After digging around and running pdb, the original poster found the issue.
Basically theano and pycuda were both competing to initialize the gpu, causing the problem. The solution is to first 'import theano', which would get a gpu and then attach to the specific context
in pycuda. So, the import sections within train
function would look like this:
def train(private_args, process_env, <some other args>)
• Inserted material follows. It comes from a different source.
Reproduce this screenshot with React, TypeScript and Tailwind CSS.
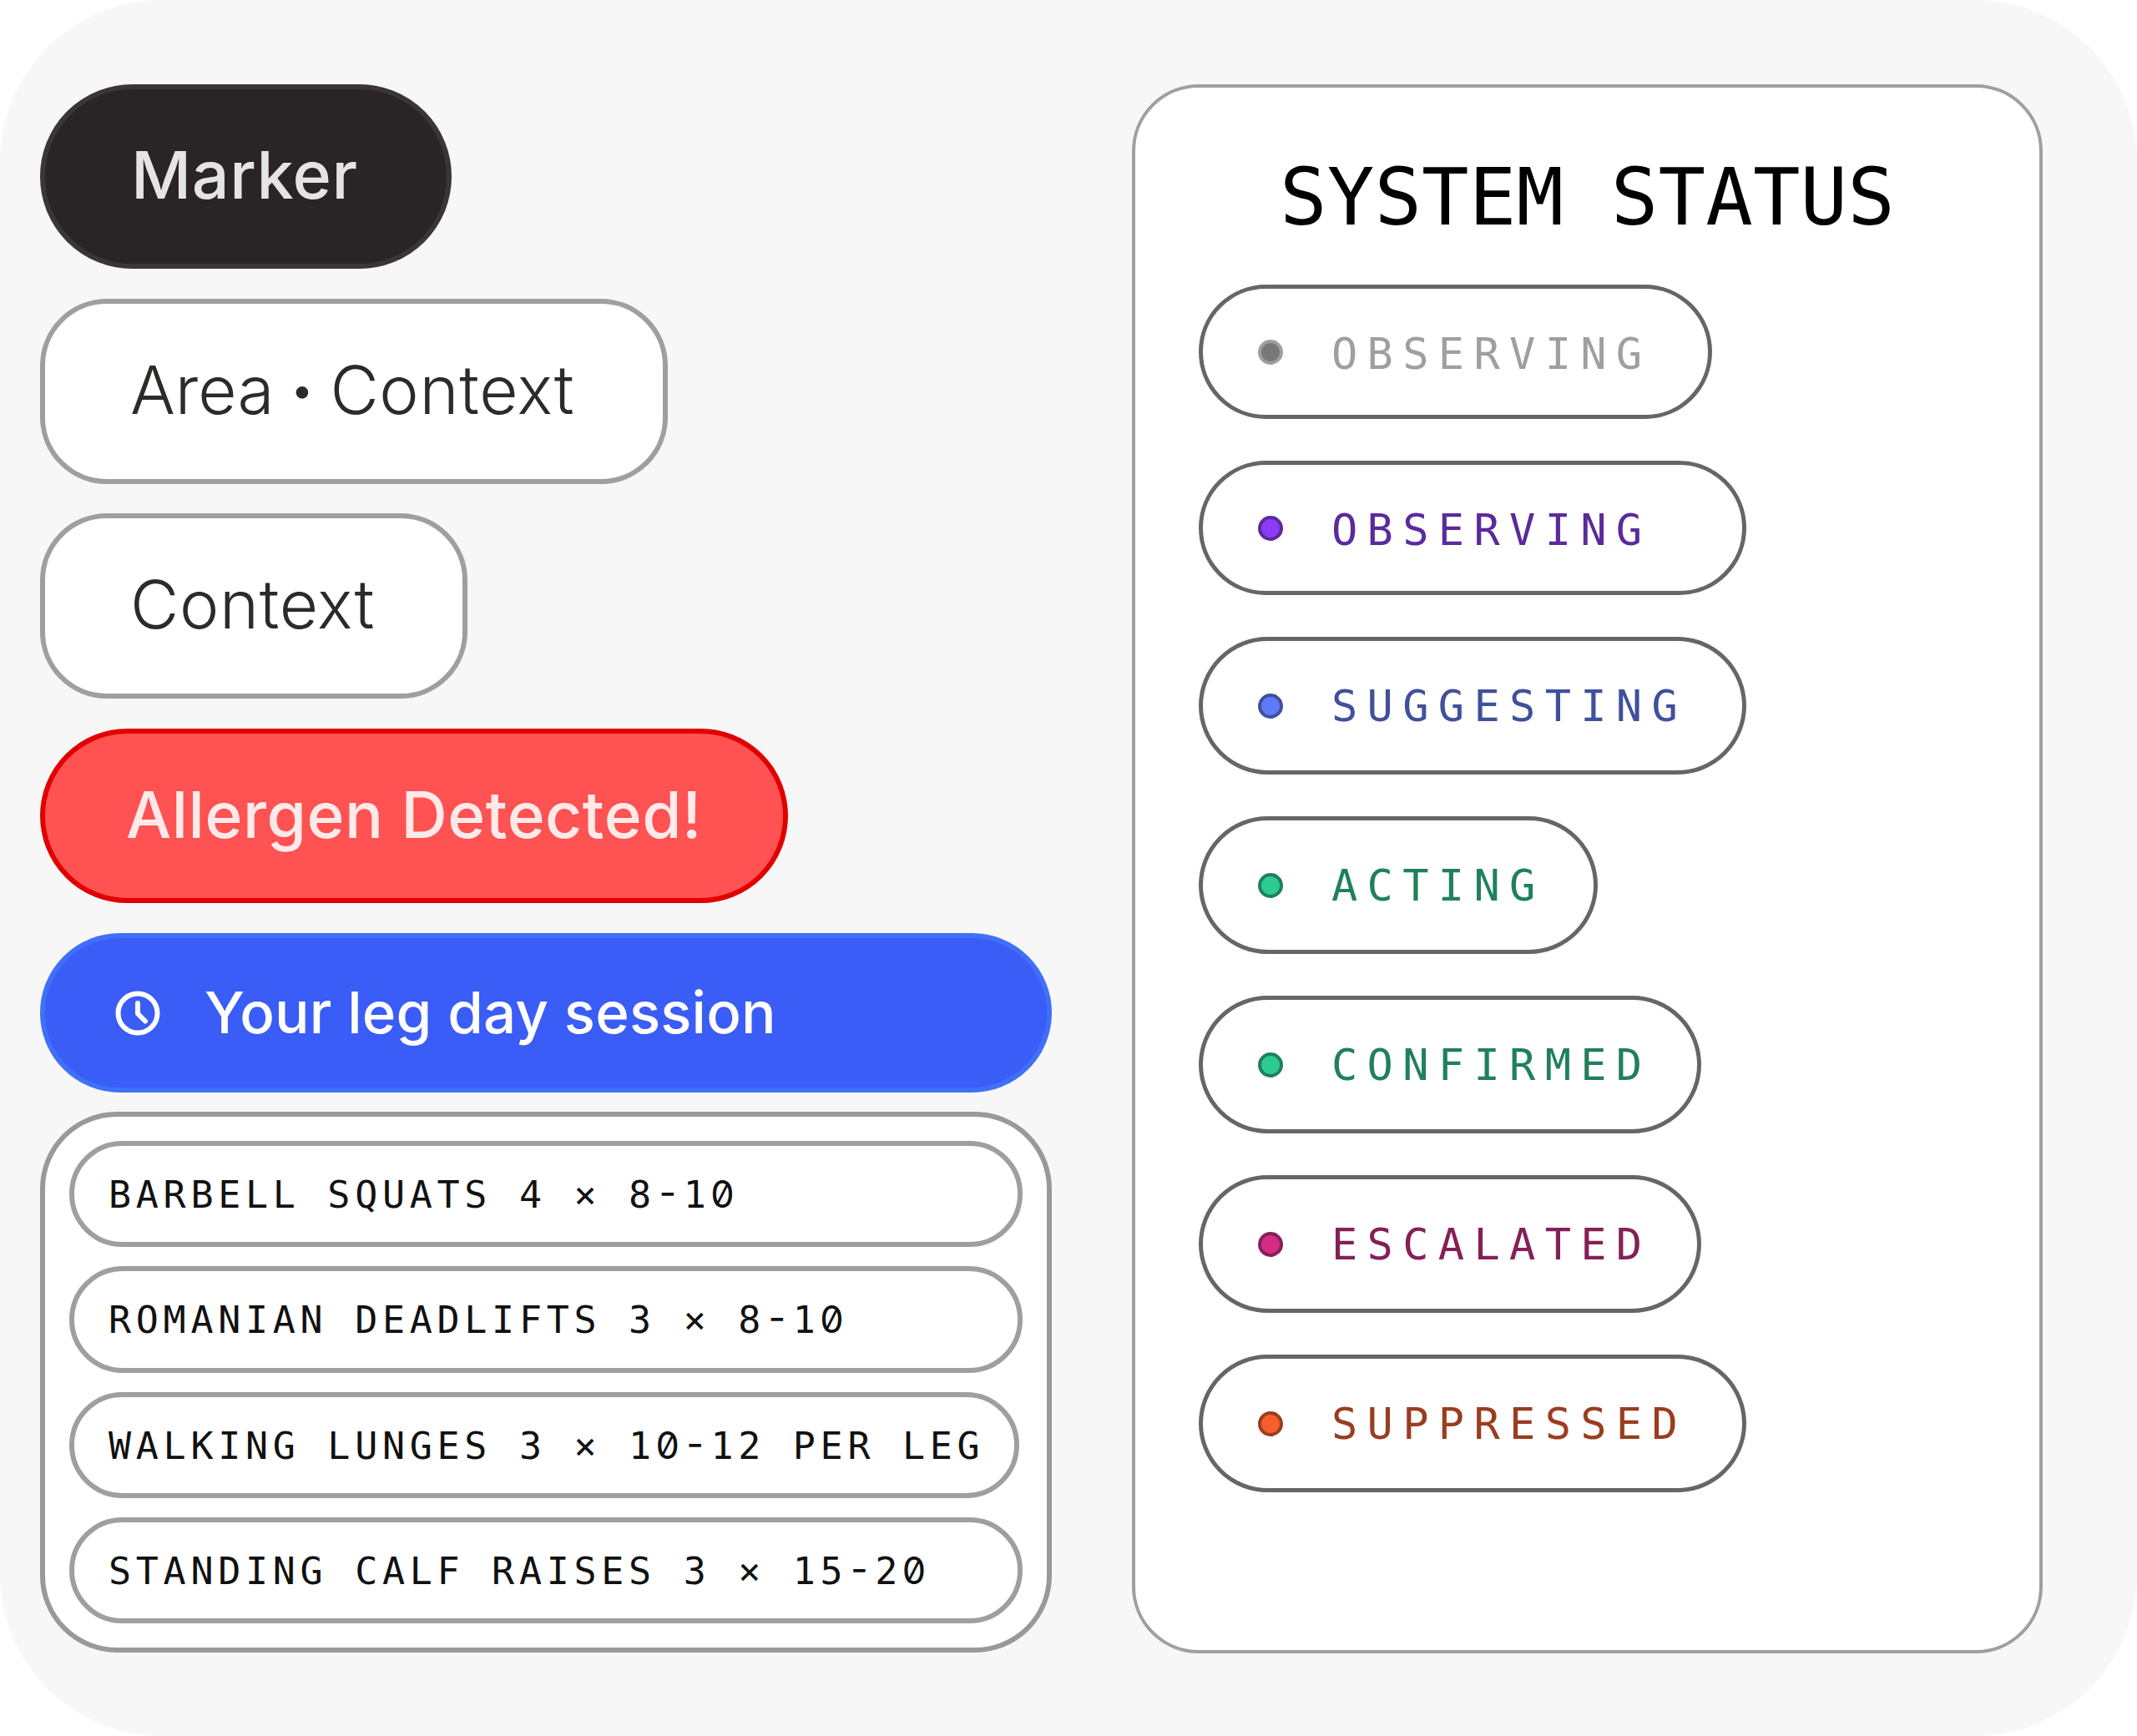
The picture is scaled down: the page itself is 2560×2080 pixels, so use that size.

if process_env is not None:
os.environ = process_env
####
# import theano related
# We need global imports and so we make them as such
theano = __import__('theano')
_t_tensor = __import__('theano', globals(), locals(), ['tensor'], -1)
tensor = _t_tensor.tensor
import theano.sandbox.cuda
import theano.misc.pycuda_utils
####
# pycuda and zmq environment
import zmq
import pycuda.driver as drv
import pycuda.gpuarray as gpuarray
drv.init()
# Attach the existing context (already initialized by theano import statement)
ctx = drv.Context.attach()
sock = zmq.Context().socket(zmq.PAIR)
if private_args['flag_client']:
sock.connect('tcp://localhost:5000')
else:
sock.bind('tcp://*:5000')
[This answer was added as a community wiki entry from an edit made by the OP in a attempt to get this question off the unaswered list].